Gründen auf dem Land hat auch einen sozialen Aspekt

Gründen auf dem Land, das ist für Ragg auch ein probates Mittel, um Probleme in der Kommune zu lösen. „Ich glaube, dass noch viel zu wenig im Blick ist, dass auch soziale Themen in den Kommunen Gründer brauchen“, sagt er. Und so unterstützt er neben dem Kaffeebecher-Optimierer auch die Gründung eines sozialen Startups. Das gerade gegründete, genossenschaftliche Sozialunternehmen „Bürger für Bürger“ soll die Lücke zwischen professioneller sozialer Betreuung und reiner Nachbarschaftshilfe schließen.

Ältere Menschen könnten bei vielen kleinen Alltagsdingen Hilfe gebrauchen, ob nun eine Begleitung zur nächsten Bushaltestelle oder Hilfe beim Einschrauben einer Glühbirne, sagen die beiden Initiatoren Joachim Bucher und Monika Weißer, die beide Erfahrungen in der Sozial- und Altenarbeit mitbringen. Kommunale Sozialdienste könnten bei solchen Kleinigkeiten nicht einspringen, eine reine Nachbarschaftshilfe auf Vereinsbasis sei hingegen nicht professionell genug. „Sie können zum Beispiel keine Rechnungen ausstellen“, sagt Weißer. Und Bucher ergänzt: „Ich kann als Geschäftsführer eines Sozialunternehmens die Sache besser steuern. Auch Haftungsfragen sind besser geregelt.“

Auch Sozialunternehmer brauchen Gründerförderung

Die Erlöse sind ein Mix von Entgelten, Fördermitteln und Zuschüssen und am Ende steht als wirtschaftliches Ziel nicht der Gewinn, sondern eine schwarze Null.
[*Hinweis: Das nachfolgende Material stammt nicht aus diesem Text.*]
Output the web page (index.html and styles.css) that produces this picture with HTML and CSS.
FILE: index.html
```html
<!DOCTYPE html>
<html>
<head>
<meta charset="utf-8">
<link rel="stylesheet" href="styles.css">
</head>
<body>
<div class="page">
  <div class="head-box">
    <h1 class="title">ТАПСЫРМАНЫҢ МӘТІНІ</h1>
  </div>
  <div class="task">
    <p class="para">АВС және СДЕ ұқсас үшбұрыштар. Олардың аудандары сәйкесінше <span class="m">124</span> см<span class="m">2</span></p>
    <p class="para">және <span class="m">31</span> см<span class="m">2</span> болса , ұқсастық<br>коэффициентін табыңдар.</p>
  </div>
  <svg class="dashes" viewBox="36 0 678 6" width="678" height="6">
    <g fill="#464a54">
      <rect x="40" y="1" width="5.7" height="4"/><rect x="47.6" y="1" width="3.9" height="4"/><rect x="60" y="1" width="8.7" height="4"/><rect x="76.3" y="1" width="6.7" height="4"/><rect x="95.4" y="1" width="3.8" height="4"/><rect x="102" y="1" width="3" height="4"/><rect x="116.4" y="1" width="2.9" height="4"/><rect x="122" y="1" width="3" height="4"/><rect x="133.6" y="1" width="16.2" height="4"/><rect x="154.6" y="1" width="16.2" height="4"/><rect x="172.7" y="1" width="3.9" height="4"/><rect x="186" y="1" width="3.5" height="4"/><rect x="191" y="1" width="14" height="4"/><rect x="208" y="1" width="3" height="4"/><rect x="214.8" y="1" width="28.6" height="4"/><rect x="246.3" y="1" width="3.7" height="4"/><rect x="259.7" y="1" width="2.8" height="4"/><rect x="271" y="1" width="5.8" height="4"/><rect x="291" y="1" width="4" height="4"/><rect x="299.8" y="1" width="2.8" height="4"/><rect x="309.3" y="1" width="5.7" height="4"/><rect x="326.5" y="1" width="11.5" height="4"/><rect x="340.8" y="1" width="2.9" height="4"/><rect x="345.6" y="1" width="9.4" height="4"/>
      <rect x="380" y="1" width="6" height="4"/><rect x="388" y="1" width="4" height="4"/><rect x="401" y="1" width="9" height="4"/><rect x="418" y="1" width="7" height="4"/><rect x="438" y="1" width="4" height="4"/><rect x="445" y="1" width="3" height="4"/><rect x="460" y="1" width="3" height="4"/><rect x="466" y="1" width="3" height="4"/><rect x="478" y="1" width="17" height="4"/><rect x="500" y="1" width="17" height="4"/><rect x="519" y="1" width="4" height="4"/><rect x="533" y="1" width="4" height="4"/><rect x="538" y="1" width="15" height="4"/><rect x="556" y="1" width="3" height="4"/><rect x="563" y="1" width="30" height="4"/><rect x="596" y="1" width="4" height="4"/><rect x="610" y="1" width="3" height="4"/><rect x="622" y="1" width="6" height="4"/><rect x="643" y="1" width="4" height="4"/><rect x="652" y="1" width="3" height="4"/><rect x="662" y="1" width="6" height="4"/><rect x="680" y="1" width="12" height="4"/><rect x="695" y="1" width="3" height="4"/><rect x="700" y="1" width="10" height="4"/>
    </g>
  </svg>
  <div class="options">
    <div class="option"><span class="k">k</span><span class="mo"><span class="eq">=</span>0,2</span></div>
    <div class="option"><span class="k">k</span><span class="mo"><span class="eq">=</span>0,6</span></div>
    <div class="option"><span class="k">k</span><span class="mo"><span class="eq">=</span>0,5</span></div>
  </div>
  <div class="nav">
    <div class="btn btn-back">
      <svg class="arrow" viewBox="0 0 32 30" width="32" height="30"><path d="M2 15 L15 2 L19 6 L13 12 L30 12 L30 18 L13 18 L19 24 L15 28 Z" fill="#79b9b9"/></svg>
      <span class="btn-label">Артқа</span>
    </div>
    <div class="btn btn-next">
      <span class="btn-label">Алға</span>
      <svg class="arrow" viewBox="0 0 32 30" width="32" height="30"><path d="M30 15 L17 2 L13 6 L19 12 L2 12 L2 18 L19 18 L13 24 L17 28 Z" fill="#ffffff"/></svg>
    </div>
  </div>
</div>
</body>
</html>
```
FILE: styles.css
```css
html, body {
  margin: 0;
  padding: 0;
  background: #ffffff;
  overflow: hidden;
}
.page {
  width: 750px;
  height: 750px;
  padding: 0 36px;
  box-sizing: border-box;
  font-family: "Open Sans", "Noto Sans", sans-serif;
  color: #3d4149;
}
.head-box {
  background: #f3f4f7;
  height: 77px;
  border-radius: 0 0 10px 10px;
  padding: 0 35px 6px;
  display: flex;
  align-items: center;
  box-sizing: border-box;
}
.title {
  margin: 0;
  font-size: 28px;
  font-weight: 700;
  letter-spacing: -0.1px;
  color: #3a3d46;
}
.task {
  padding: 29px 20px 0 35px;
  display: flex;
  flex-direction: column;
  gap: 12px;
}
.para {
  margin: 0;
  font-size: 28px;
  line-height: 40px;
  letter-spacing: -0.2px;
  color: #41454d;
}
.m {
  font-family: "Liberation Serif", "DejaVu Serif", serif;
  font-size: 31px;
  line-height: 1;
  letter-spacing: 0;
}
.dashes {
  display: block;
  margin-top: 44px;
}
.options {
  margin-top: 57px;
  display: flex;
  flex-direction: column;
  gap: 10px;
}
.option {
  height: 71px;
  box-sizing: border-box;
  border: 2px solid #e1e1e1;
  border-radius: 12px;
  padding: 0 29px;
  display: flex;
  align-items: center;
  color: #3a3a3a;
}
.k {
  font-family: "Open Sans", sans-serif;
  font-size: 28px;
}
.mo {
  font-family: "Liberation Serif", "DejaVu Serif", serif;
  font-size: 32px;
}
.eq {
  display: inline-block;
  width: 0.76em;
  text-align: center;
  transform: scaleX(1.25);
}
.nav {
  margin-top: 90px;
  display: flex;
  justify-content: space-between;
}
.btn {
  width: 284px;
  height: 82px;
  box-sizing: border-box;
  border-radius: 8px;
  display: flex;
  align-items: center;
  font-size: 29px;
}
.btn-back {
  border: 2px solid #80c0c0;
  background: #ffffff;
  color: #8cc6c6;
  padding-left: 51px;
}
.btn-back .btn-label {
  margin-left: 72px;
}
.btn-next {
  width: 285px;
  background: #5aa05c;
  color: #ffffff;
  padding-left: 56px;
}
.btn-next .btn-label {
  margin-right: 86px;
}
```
Doch der Wirtschaftsförderer Gunnar von der Grün sieht sich hier genauso in der Pflicht wie für jeden anderen Gründer: „Auch da brauchen sie Netzwerkpartner, die eben nicht aus der Industrie , sondern aus der Sozialbranche kommen. Sie brauchen genauso ein Gründercoaching und müssen auf die Suche nach Zuschüssen gehen.“

Gleich zum Start haben sich 41 Interessierte gemeldet, die der neuen Genossenschaft beitreten wollen. Gründen auf dem Land in „Neckar-Eschach“ – das ist eben mehr als nur das Streben nach höherer Gewerbesteuer.